Hubo una época en que los abogados servían para todo. Políticos, administradores públicos, empresarios, diplomáticos, educadores, etc. Y entonces bastaba con los estudios de cinco años, los preparatorios y la tesis de grado.

Eso fue cierto hasta los años setentas. Abogados empresarios como Pedro Gómez Barrero acudieron a la Universidad de los Andes para incorporarse a los primeros cursos de alta gerencia que buscaban darles una experticia en este campo. Luego ya la formación tradicional no podía competir con las recientemente creadas escuelas de administración de negocios, o con las facultades de economía con más tradición, o los ingenieros industriales.
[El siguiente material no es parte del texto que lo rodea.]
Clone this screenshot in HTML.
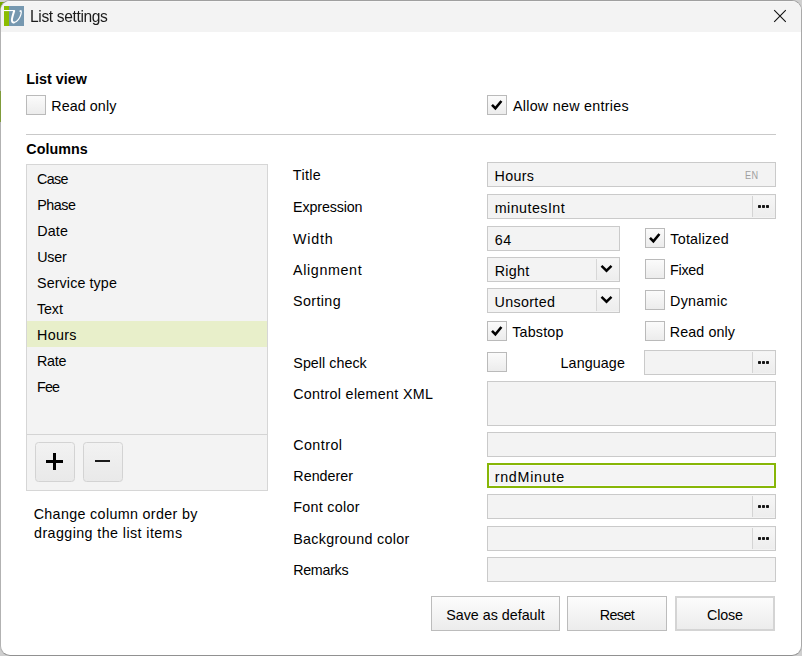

Y en el propio campo del derecho se fue haciendo necesario que los ‘doctores’ tomaran especializaciones, maestrías y, pronto, también, doctorados.

Siempre he señalado el vacío de las diferentes propuestas de reforma a la justicia que no contemplan un capítulo para mí, imprescindible sobre las facultades de derecho y sus programas de formación. He considerado que la mera formación de abogado no es la más apropiada para el ejercicio de la función judicial. En algunos países, quienes aspiran a ser jueces, y esta es una carrera de por vida, reciben una formación especial porque no es lo mismo ser un abogado litigante o consultor o asesor que ejercer la compleja y muy difícil tarea de juez. Era un error, por ejemplo exigir que al terminar la carrera se cumpliera un año de judicatura o sea se cumpliera con la tarea de ser juez sin ningún aprendizaje previo y específico al respecto. Por fortuna esa exigencia desapareció… Y no sé si existe alguna evaluación de lo que fue ese experimento.

La formación que debe recibir un juez tiene que hacer un gran énfasis en la necesaria independencia de esa función, en el enorme significado que ella tiene para el bienestar de los ciudadanos comoquiera que afecta, y de qué manera, sus derechos más fundamentales, principalmente, su libertad, su buena imagen y el manejo de su patrimonio y de su familia.

Esa formación debe tomar por lo menos un año, debe estar dirigida a los mejores estudiantes de la carrera jurídica, debe, también, incluir una altísima formación ética y una conciencia muy grande sobre la necesidad de obrar con el sentido de aplicar pronta justicia y con la capacidad de evaluar opiniones contradictorias y de adoptar decisiones y no de postergarlas. Es que no es fácil acostumbrarse a tomar decisiones, algunas de enorme envergadura.

Y, por supuesto tiene que haber una evaluación periódica y solo por algún tiempo del desempeño de los jueces. Y, seguramente, una oportunidad de reforzar algunos de estos aprendizajes mencionados a lo largo del ejercicio de esta función tan importante que debe llevar siempre la impronta de la majestad de la justicia.

Quienes han sido jueces y quienes hoy desempeñan esa tarea podrían ayudar a diseñar esos programas. Y no sobraría estudiar algunas experiencias en otros países. Es que la categoría de juez es quizás la más respetable y la que debería ser más exigente en una sociedad.

Los magistrados de las Altas Cortes deberían ser seleccionados entre miembros de la carrera judicial, abogados que se hayan distinguido en el ejercicio de la profesión en sus diversas formas y en miembros de la Academia. Esa variedad de experiencias permitiría juicios equilibrados y oportunos.